Zu den interessantesten Experimenten innerhalb der Entwicklung der amerikanischen Lyrik gehören die Gedichte von E. E. Cummings. Schon .ihr optischer Eindruck ist frappierend: Eigenwillige Satzzeichensetzung, oft mitten im Wort, willkürliche Rechtschreibung sollen das Druckbild einer Zeile so gestalten, daß es dem Leser zu einem optischen Eindruck der geschilderten Sache verhilft. Dabei versucht Cummings, auf die Gleichzeitigkeit der Wahrnehmung Rücksicht nehmend, verschiedene Eindrücke nebeneinander wiederzugeben, indem er Worte trennt und ineinanderstellt... So entsteht typographisch möglicherweise ein ähnliches Bild, wie es der erste Eindruck vermittelte — aber es kann wohl nicht Aufgabe des Dichters sein, Impressionen mit offenbar expressionistischen Mitteln wiederzugeben. Denn indem er Sätze und Worte „atomisiert“, drückt er, ohne Kommentar, gar nichts mehr aus. Gleichviel hat Cummings bedeutendes Aufsehen erregt und Nachahmung gefunden. Sein Einfluß auf die Prosa des Nobelpreisträgers William Faulkner wäre eine eigene Untersuchung wert.

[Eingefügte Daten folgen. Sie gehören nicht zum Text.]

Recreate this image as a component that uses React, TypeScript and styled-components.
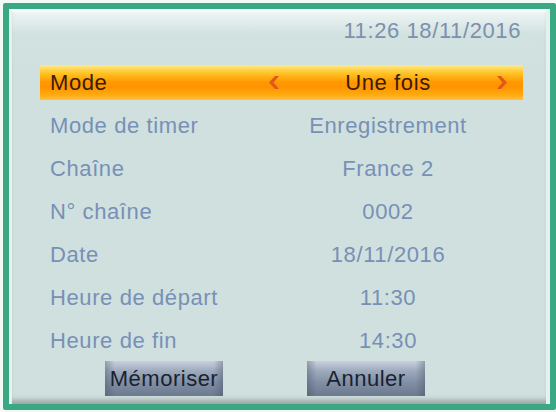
import styled, { createGlobalStyle } from "styled-components";

const GlobalStyle = createGlobalStyle`
  html, body {
    margin: 0;
    padding: 0;
    background-color: #f2faf6;
  }
  body {
    font-family: "Liberation Sans", Arial, sans-serif;
  }
`;

const Frame = styled.div`
  box-sizing: border-box;
  margin: 3px 0 0 3px;
  width: 553px;
  height: 407px;
  border: 6px solid #3aa983;
  border-radius: 2px;
`;

const Panel = styled.div`
  box-sizing: border-box;
  height: 100%;
  border-top: 3px solid #f4fbf9;
  border-left: 3px solid #e6f2ef;
  border-right: 4px solid #e4f1ee;
  background: linear-gradient(to bottom, #eef5f4 0px, #d2e2e1 22px, #cfe0df 60px);
  box-shadow: inset 0 -7px 5px -3px rgba(110, 110, 110, 0.5);
  display: flex;
  flex-direction: column;
`;

const Header = styled.div`
  height: 53px;
  box-sizing: border-box;
  padding: 6px 25px 0 0;
  text-align: right;
  font-size: 22px;
  line-height: 26px;
  letter-spacing: 0.6px;
  color: #7d90ad;
`;

const List = styled.div`
  display: flex;
  flex-direction: column;
  gap: 8px;
  margin-left: 28px;
  width: 483px;
`;

const Row = styled.div<{ $active?: boolean }>`
  display: grid;
  grid-template-columns: 222px 24px 204px 24px 1fr;
  align-items: center;
  height: 35px;
  font-size: 22px;
  letter-spacing: 0.6px;
  color: ${(p) => (p.$active ? "#3a1d00" : "#7890b6")};
  background: ${(p) =>
    p.$active
      ? "linear-gradient(to bottom, #ffe98a 0%, #ffc629 22%, #ff9a00 48%, #ff9200 62%, #ffaa10 85%, #ffc040 100%)"
      : "transparent"};
`;

const Label = styled.span`
  padding-left: 10px;
  white-space: nowrap;
`;

const Value = styled.span`
  text-align: center;
  white-space: nowrap;
`;

const Arrow = styled.svg`
  justify-self: center;
  width: 12px;
  height: 15px;
`;

const Buttons = styled.div`
  display: flex;
  gap: 84px;
  margin: 3px 0 0 93px;
`;

const Button = styled.button`
  box-sizing: border-box;
  width: 118px;
  height: 35px;
  border: none;
  padding: 0;
  font-family: "Liberation Sans", Arial, sans-serif;
  font-size: 22px;
  letter-spacing: 0.5px;
  color: #1a2230;
  background:
    linear-gradient(to right, rgba(60, 70, 90, 0.35), rgba(0, 0, 0, 0) 8%, rgba(0, 0, 0, 0) 92%, rgba(60, 70, 90, 0.35)),
    linear-gradient(to bottom, #c8d0db 0%, #9eabbd 28%, #8290a6 60%, #6c798f 100%);
`;

const rows = [
  { label: "Mode", value: "Une fois", active: true },
  { label: "Mode de timer", value: "Enregistrement" },
  { label: "Chaîne", value: "France 2" },
  { label: "N° chaîne", value: "0002" },
  { label: "Date", value: "18/11/2016" },
  { label: "Heure de départ", value: "11:30" },
  { label: "Heure de fin", value: "14:30" },
];

function LeftArrow() {
  return (
    <Arrow viewBox="0 0 12 15">
      <path d="M11 1 L5.5 7.5 L11 14 L7 14 L1 7.5 L7 1 Z" fill="#e4561c" />
    </Arrow>
  );
}

function RightArrow() {
  return (
    <Arrow viewBox="0 0 12 15">
      <path d="M1 1 L6.5 7.5 L1 14 L5 14 L11 7.5 L5 1 Z" fill="#e4561c" />
    </Arrow>
  );
}

function App() {
  return (
    <>
      <GlobalStyle />
      <Frame>
        <Panel>
          <Header>11:26 18/11/2016</Header>
          <List>
            {rows.map((r) => (
              <Row key={r.label} $active={r.active}>
                <Label>{r.label}</Label>
                {r.active ? <LeftArrow /> : <span />}
                <Value>{r.value}</Value>
                {r.active ? <RightArrow /> : <span />}
                <span />
              </Row>
            ))}
          </List>
          <Buttons>
            <Button>Mémoriser</Button>
            <Button>Annuler</Button>
          </Buttons>
        </Panel>
      </Frame>
    </>
  );
}

export default App;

Abseits steht auch — trotz aller Popularität — Carl Sandburg. Seine mehr oder weniger formlosen Gedichte sind so sehr Spiegelbild und Manifestation amerikanischen Lebens und amerikanischer Lebenshaltung, daß sie aus der modernen amerikanischen Lyrik nicht mehr wegzudenken sind. Sandburg begann, gleichzeitig mit Pound eine Art „free verse“ zu kreieren, wobei er aber auf jede intellektuelle Kontrolle verzichtete. Aus diesem Grunde sind seine Gedichte bei aller Prägnanz letztlich doch nur als unmittelbarer Ausdruck des Lebens anzusehen.

Alle Strömungen, die in der amerikanischen Lyrik vor vierzig Jahren zum Durchbruch kamen, haben sich geläutert und geklärt. Ihre Tendenzen sind nicht ohne Einfluß auf die europäische Lyrik unserer Tage geblieben. Sie haben zu vielen Experimenten und einigen sehr schönen Gedichten geführt. So steht nun die Lyrik um die Jahrhundertmitte — auch wenn leider der Pound-Eliot-Generation keine zweite, gleich begabte zu folgen scheint — vor neuen Abenteuern.